In a study entitled Why Are Irish House Prices Still Falling? two of the bank’s economists attributed the continued decline in house prices to a lack of investor confidence, negative future house-price expectations and an uncertain macroeconomic outlook. 
Additionally, “the requirement for substantial deleveraging within the Irish financial system and the associated issue of mortgage credit availability are also considered as significant reasons for the decline”, according to the report.... 
Responding to the report, chairman of the Consumers’ Association of Ireland, Michael Kilcoyne, said he would take anything the Central Bank had to say “with a pinch of salt”. Banking practices had caused houses to be overvalued in the first place, he added....
The bank’s researchers used four models to assess property prices. One model found prices were 26 per cent below what economic fundamentals in the economy would warrant.
Two other models found prices were undervalued by 16-18 per cent. A fourth model suggested they were undervalued by 12 per cent. 
The Central Bank researchers analysed the period up to the final quarter of last year. More recent figures show the decline in prices continued into 2012.
An Irish Independent article on the study observed
A CENTRAL Bank report claims that Irish home values have been "overcorrected" by between 12 and 26pc. 
A number of factors have combined to cause the continued fall in prices, according to the study, with consumer confidence being the single biggest factor. 
But property prices could rise suddenly and significantly if the causes of the undershooting in prices were removed. 
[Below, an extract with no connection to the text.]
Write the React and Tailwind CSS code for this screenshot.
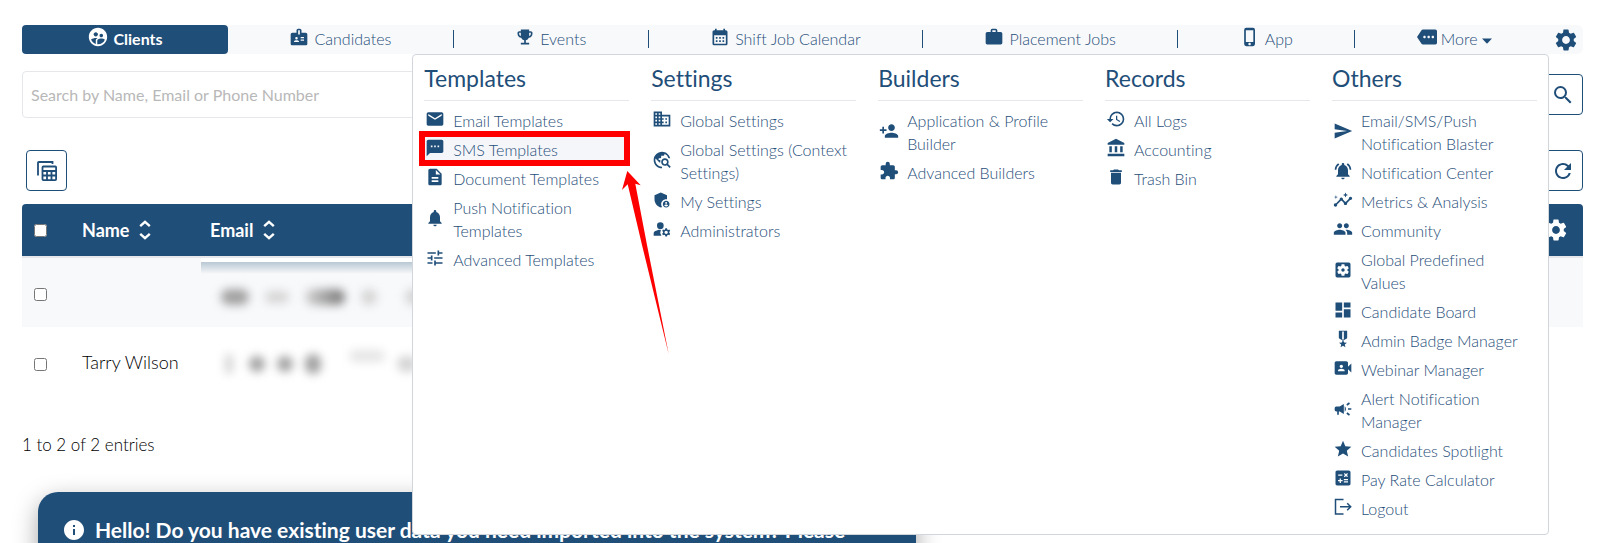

States the report: “Investor conidence, a key driver in a buoyant market, has been critically impaired and will likely take some time to recover”. 
According to RTE News, the report claims that - as of the third quarter of last year - the overall drop in Irish housing prices was second only to the 1990s housing crisis in Japan. 
Authors Gerard Kennedy and Kieran McQuinn, however, note that Ireland’s housing collapse has happened much quicker than that of Japan. 
Irish house prices have now been in decline for 18 quarters, compared to Japan where prices fell for 82 consecutive quarter.
As demonstrated by Japan, house prices can continue to decline for over 20 years!

This occurred while Japanese policymakers were pursuing the Japanese model for handling a bank solvency led financial crisis.  The same model that Ireland is currently pursuing.

Is there any reason to believe that the Irish experience will be any different from Japan's experience and that house prices will not continue to decline for the next 16 years?